Wilson's own film double, character Lorrell Robinson played by Anika Noni Rose, is nothing like her, she says. Also, Beyonce's Deena Jones is not Diana Ross and Jamie Foxx is not playing Berry Gordy Jr. ("Berry is a lot more fun," she says.)
About Ross, Wilson doesn't remember the last time she spoke to her but says "the love is not gone."
"People like to dwell on the negative, but we are closer than most people realize," Wilson says. "People think Florence and I were closest, but actually Diane [Wilson refers to Ross by her birth name] and I were closer. . . . Sometimes life or business throws you things, but the feeling is still there. That has never really changed."

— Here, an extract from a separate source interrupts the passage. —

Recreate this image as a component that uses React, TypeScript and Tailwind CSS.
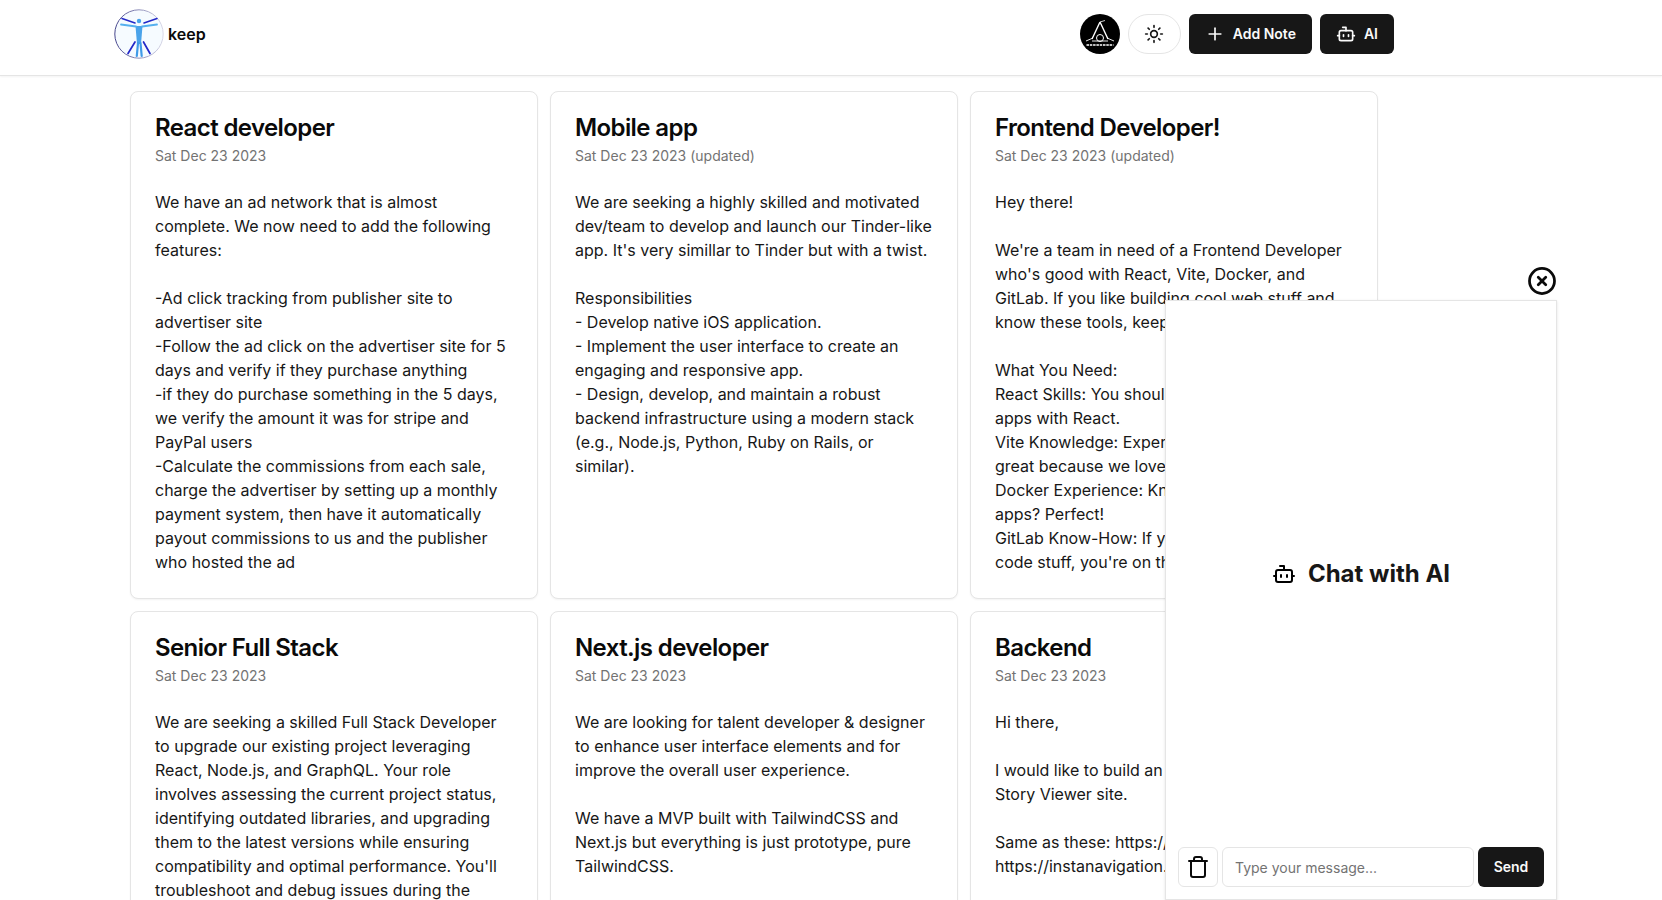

Wilson's life now is busier than it was when the Supremes were together, she says. She has traveled to countries such as Botswana, Pakistan and Bangladesh as a U.S. cultural ambassador, performing concerts and educating people about HIV and AIDS.
She performs three to five nights per week, a pace that worries her 31-year-old daughter, Turkessa Ferrer-Babich, who lives in the Las Vegas area. Wilson had a heart attack last summer. Ferrer-Babich says that despite her mother's "workaholic" tendencies that made her miss many of her children's birthdays, family comes first.
"She couldn't be there for my son's birth, but she asked me if it was okay if she went out and performed," she says. "She was on the phone the whole time, so it was like having her there."
Ferrer-Babich stays at home with her three young children and hasn't seen "Dreamgirls." She's waiting for it to come out on DVD.
So is Wilson peeved about the Academy snubbing "Dreamgirls" for best picture?
"A win's not always the best thing," she says. "Look at Jennifer Hudson. She didn't win on 'American Idol' and she's got this great role. There's different ways of winning."